Collected material ▸
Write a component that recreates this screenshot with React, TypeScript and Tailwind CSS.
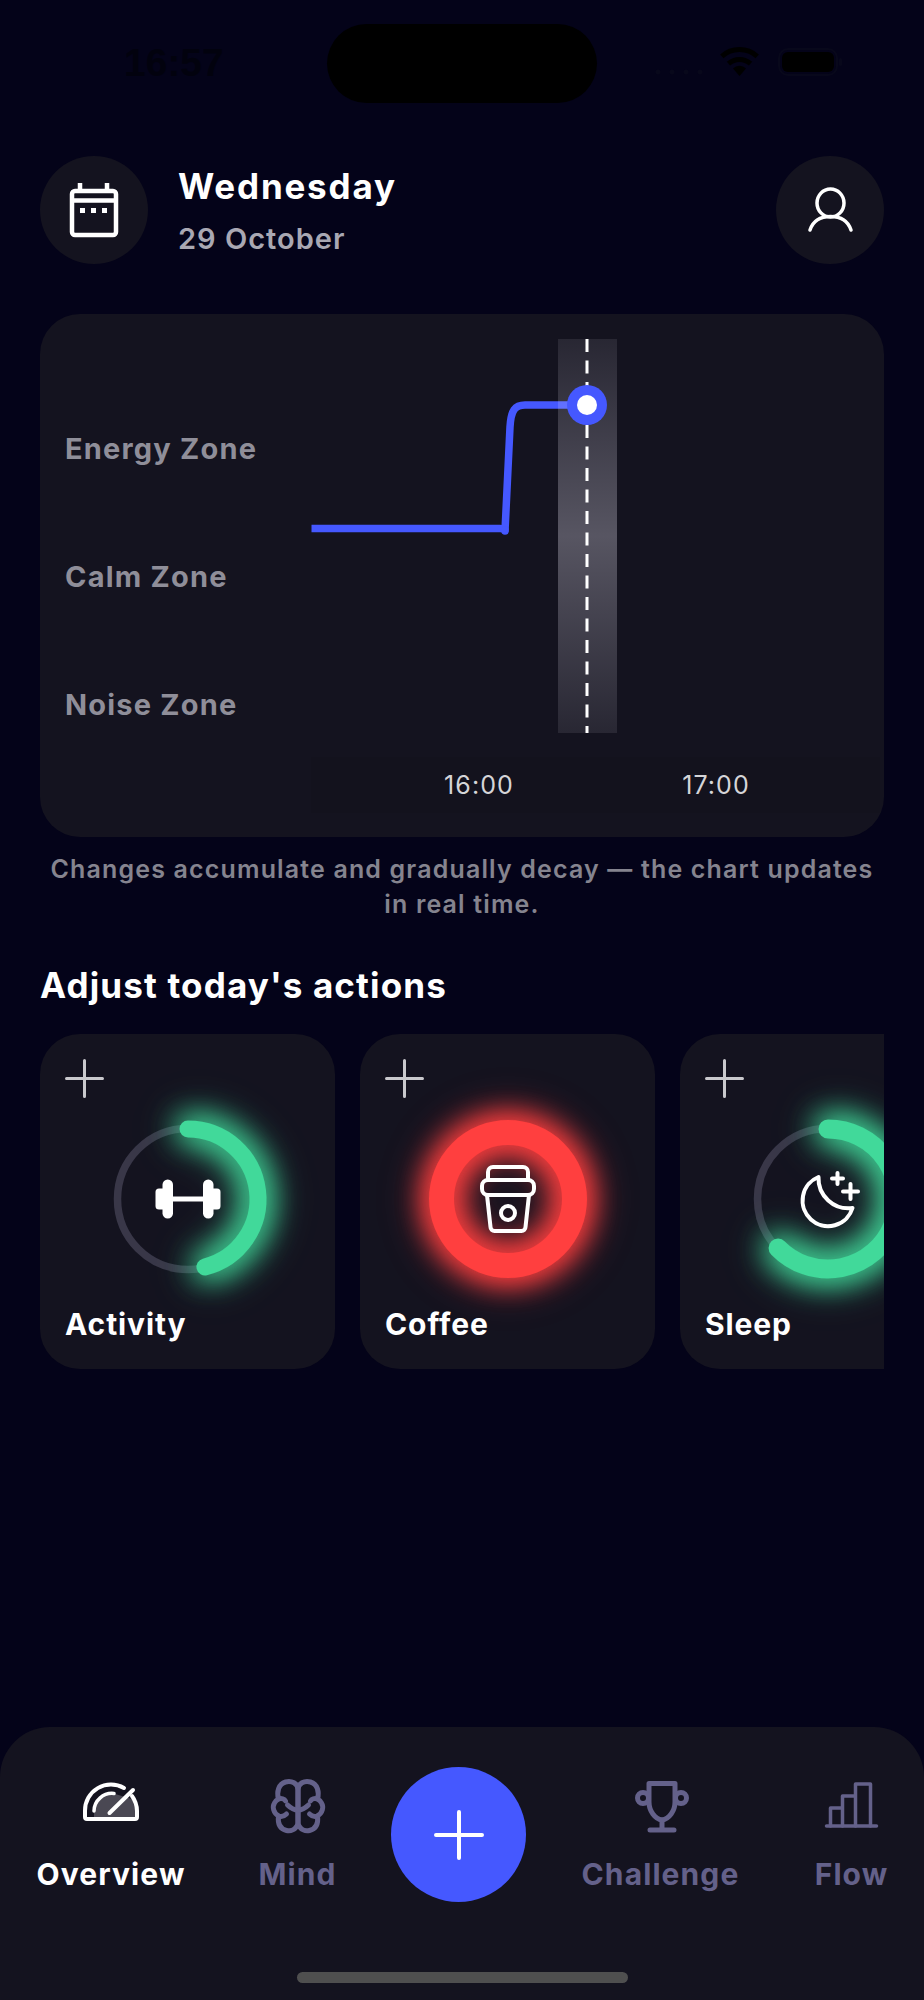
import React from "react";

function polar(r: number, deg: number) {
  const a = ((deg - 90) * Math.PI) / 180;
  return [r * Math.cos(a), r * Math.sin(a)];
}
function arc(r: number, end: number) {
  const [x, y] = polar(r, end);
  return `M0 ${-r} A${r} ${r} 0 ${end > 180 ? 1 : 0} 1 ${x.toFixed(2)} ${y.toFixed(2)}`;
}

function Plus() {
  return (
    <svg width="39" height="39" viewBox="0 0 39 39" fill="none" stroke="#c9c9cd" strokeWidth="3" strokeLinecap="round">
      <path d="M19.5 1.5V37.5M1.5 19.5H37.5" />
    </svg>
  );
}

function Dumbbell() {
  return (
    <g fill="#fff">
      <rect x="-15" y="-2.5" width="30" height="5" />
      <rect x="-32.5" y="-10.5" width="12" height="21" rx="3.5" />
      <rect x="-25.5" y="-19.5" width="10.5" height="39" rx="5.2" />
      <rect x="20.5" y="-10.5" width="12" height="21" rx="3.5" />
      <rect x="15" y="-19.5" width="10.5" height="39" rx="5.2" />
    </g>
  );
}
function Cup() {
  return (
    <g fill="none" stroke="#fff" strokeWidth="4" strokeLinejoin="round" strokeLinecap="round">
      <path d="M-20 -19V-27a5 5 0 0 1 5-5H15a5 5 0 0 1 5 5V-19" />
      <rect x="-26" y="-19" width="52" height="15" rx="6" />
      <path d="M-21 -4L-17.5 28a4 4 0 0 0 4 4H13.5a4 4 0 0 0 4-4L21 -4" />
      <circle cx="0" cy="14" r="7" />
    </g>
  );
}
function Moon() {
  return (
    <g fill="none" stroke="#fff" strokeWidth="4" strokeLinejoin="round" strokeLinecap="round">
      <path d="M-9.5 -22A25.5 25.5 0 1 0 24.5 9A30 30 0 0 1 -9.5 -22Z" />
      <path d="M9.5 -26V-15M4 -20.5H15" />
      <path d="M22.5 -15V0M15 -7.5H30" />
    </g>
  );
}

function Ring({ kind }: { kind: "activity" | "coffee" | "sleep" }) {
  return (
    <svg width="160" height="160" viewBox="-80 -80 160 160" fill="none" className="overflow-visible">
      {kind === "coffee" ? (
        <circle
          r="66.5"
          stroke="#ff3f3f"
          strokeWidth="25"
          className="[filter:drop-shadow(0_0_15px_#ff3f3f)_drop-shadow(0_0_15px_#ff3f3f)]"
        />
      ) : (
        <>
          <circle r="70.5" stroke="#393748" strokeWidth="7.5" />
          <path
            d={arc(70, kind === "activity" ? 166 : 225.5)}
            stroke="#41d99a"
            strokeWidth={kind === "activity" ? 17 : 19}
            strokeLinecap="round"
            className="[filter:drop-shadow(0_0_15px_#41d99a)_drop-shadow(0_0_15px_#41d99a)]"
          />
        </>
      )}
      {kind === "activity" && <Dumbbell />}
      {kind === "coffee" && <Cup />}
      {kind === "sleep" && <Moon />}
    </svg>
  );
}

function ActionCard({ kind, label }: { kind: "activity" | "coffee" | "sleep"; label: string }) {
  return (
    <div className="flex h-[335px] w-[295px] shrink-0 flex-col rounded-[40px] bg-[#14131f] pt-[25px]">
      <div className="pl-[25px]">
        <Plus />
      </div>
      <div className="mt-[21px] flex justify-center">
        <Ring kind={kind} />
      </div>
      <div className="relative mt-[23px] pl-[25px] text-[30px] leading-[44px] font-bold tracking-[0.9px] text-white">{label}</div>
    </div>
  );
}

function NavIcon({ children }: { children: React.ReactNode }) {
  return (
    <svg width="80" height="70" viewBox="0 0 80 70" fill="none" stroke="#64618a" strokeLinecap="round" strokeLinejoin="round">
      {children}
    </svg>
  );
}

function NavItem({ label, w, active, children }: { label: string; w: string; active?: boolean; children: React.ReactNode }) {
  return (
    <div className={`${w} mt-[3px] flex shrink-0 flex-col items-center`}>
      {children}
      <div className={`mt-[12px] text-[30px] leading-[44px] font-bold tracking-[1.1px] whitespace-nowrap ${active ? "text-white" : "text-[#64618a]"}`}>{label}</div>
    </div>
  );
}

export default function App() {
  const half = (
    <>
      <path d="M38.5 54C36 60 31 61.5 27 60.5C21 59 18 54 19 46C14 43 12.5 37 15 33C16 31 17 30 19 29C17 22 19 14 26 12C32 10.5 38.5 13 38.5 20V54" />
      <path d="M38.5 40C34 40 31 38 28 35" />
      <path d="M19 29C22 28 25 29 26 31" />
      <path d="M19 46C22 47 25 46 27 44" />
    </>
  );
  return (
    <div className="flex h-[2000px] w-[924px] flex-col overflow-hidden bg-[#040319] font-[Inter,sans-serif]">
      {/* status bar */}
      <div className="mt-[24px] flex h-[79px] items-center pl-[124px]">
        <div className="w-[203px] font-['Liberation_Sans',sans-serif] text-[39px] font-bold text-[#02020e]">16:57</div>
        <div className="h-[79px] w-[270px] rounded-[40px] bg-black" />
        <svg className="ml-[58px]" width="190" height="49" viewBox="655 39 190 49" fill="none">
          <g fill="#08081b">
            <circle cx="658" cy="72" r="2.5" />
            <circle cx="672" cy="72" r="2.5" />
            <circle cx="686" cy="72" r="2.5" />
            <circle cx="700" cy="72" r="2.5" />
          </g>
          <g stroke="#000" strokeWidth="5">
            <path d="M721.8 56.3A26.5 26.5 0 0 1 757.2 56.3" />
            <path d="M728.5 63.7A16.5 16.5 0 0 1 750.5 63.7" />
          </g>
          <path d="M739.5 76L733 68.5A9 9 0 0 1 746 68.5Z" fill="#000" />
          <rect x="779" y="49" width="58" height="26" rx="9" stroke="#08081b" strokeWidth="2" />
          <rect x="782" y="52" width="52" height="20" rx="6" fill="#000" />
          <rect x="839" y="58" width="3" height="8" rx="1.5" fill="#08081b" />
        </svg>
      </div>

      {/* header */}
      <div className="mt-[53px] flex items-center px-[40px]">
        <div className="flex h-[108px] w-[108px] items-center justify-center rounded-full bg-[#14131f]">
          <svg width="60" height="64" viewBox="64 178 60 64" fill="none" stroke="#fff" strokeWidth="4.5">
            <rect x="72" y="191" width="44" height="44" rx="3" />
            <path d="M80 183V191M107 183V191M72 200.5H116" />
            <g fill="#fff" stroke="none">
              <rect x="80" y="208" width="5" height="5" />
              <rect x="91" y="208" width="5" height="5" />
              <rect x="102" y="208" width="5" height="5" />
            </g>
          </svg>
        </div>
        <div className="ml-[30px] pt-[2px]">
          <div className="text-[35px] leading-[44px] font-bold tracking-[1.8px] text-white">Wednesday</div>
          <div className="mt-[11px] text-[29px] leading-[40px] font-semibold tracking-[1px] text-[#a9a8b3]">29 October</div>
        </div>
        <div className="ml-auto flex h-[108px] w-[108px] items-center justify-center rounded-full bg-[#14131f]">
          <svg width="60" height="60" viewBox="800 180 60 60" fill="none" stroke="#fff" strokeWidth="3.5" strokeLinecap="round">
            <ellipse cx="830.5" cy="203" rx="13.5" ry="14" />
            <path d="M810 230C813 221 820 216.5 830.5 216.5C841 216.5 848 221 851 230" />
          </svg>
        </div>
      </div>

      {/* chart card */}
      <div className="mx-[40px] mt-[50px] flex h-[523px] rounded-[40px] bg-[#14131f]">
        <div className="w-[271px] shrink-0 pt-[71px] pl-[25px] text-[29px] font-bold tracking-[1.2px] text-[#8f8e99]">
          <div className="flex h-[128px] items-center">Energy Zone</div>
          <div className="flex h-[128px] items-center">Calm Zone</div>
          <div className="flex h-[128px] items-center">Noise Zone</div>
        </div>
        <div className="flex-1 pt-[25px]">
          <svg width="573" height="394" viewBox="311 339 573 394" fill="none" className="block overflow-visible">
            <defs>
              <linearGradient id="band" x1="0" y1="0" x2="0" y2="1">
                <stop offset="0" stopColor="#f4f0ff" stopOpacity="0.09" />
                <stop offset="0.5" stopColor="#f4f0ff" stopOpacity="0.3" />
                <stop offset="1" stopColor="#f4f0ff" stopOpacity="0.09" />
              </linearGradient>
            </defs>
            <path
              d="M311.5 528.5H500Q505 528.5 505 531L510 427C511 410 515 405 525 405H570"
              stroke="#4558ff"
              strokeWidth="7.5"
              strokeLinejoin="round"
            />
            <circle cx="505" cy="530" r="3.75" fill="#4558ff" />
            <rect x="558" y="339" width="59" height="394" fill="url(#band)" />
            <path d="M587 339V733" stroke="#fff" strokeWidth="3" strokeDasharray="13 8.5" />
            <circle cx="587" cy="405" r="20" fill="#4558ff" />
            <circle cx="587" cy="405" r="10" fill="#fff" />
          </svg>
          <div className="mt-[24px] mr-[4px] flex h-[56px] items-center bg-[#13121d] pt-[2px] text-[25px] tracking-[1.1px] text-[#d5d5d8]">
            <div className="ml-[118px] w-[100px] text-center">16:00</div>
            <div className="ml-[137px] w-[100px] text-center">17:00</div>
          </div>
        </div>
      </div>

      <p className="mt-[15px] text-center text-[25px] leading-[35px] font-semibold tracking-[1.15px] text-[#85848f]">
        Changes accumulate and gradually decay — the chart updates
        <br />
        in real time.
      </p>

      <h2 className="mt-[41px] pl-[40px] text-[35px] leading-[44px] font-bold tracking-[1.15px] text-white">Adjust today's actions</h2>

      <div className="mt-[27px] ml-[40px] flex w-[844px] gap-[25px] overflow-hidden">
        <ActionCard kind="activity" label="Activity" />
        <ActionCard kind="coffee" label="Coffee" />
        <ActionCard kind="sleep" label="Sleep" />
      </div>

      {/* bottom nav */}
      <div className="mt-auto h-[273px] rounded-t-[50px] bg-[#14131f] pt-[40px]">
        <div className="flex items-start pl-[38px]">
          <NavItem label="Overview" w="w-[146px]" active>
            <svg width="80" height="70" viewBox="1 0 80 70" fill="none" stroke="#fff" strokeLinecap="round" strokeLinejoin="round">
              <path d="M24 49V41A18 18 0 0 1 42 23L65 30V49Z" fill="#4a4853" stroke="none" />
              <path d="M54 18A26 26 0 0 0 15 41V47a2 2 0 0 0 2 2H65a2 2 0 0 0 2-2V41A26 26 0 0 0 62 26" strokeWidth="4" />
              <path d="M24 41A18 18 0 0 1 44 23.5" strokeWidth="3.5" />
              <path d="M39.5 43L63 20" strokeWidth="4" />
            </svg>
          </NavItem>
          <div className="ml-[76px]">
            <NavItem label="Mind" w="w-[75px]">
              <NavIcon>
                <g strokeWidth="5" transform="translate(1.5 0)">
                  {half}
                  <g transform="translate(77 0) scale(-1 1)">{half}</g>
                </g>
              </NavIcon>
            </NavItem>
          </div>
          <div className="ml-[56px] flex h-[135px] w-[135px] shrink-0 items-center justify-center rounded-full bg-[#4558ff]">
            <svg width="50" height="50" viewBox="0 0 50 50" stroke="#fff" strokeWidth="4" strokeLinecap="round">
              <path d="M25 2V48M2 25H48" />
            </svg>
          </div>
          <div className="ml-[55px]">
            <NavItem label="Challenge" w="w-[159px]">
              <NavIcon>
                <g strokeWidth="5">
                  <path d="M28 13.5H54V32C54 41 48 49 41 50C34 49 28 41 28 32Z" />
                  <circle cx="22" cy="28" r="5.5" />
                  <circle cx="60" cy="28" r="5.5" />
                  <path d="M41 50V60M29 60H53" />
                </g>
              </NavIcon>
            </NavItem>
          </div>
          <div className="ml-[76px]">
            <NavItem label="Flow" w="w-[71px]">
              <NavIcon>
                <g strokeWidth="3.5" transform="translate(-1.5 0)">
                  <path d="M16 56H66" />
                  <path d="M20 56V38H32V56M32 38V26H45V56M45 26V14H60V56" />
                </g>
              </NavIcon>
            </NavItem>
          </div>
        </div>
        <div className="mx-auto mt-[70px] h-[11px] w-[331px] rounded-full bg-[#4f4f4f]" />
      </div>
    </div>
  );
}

Goal ▸
Look through the data and gather every line with the string "React" in it.

Solution for this problem ▸
Write a component that recreates this screenshot with React, TypeScript and Tailwind CSS.
import React from "react";
function NavIcon({ children }: { children: React.ReactNode }) {
function NavItem({ label, w, active, children }: { label: string; w: string; active?: boolean; children: React.ReactNode }) {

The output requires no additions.